> AIM OF THE EXERCISE: Skip every picture and transcribe the remaining material exactly.

-*-

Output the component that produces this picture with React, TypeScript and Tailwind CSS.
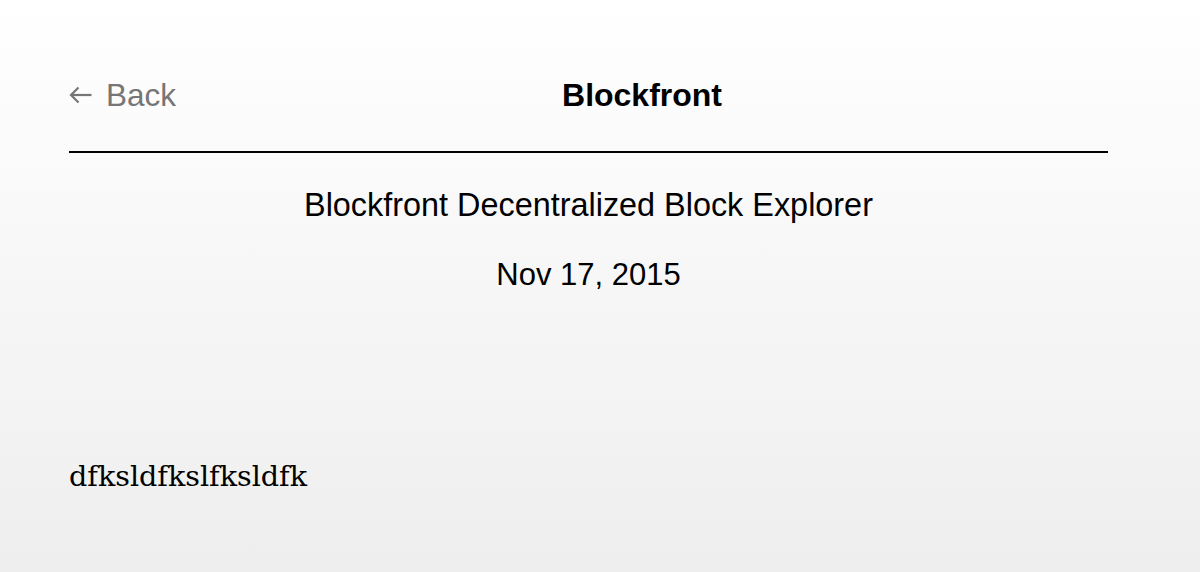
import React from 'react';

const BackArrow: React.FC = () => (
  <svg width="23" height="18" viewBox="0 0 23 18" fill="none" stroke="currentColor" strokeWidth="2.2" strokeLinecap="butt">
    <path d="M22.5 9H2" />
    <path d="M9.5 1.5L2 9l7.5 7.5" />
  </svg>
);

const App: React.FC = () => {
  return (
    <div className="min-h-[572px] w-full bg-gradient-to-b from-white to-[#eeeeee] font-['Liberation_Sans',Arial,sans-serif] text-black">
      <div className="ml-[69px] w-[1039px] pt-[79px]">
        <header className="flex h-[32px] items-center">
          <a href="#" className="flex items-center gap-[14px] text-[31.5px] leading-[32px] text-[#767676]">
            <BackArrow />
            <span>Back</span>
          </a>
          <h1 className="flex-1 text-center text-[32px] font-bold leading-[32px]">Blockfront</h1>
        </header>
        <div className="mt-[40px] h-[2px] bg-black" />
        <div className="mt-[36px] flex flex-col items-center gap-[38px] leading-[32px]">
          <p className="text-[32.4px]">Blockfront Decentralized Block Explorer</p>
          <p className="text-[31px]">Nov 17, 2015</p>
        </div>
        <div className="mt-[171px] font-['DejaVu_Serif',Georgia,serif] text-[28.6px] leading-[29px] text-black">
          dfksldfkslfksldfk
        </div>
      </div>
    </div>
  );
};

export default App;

-*-

> SOLVED PROBLEM:
Output the component that produces this picture with React, TypeScript and Tailwind CSS.
import React from 'react';

const BackArrow: React.FC = () => (
  <svg width="23" height="18" viewBox="0 0 23 18" fill="none" stroke="currentColor" strokeWidth="2.2" strokeLinecap="butt">
    <path d="M22.5 9H2" />
    <path d="M9.5 1.5L2 9l7.5 7.5" />
  </svg>
);

const App: React.FC = () => {
  return (
    <div className="min-h-[572px] w-full bg-gradient-to-b from-white to-[#eeeeee] font-['Liberation_Sans',Arial,sans-serif] text-black">
      <div className="ml-[69px] w-[1039px] pt-[79px]">
        <header className="flex h-[32px] items-center">
          <a href="#" className="flex items-center gap-[14px] text-[31.5px] leading-[32px] text-[#767676]">
            <BackArrow />
            <span>Back</span>
          </a>
          <h1 className="flex-1 text-center text-[32px] font-bold leading-[32px]">Blockfront</h1>
        </header>
        <div className="mt-[40px] h-[2px] bg-black" />
        <div className="mt-[36px] flex flex-col items-center gap-[38px] leading-[32px]">
          <p className="text-[32.4px]">Blockfront Decentralized Block Explorer</p>
          <p className="text-[31px]">Nov 17, 2015</p>
        </div>
        <div className="mt-[171px] font-['DejaVu_Serif',Georgia,serif] text-[28.6px] leading-[29px] text-black">
          dfksldfkslfksldfk
        </div>
      </div>
    </div>
  );
};

export default App;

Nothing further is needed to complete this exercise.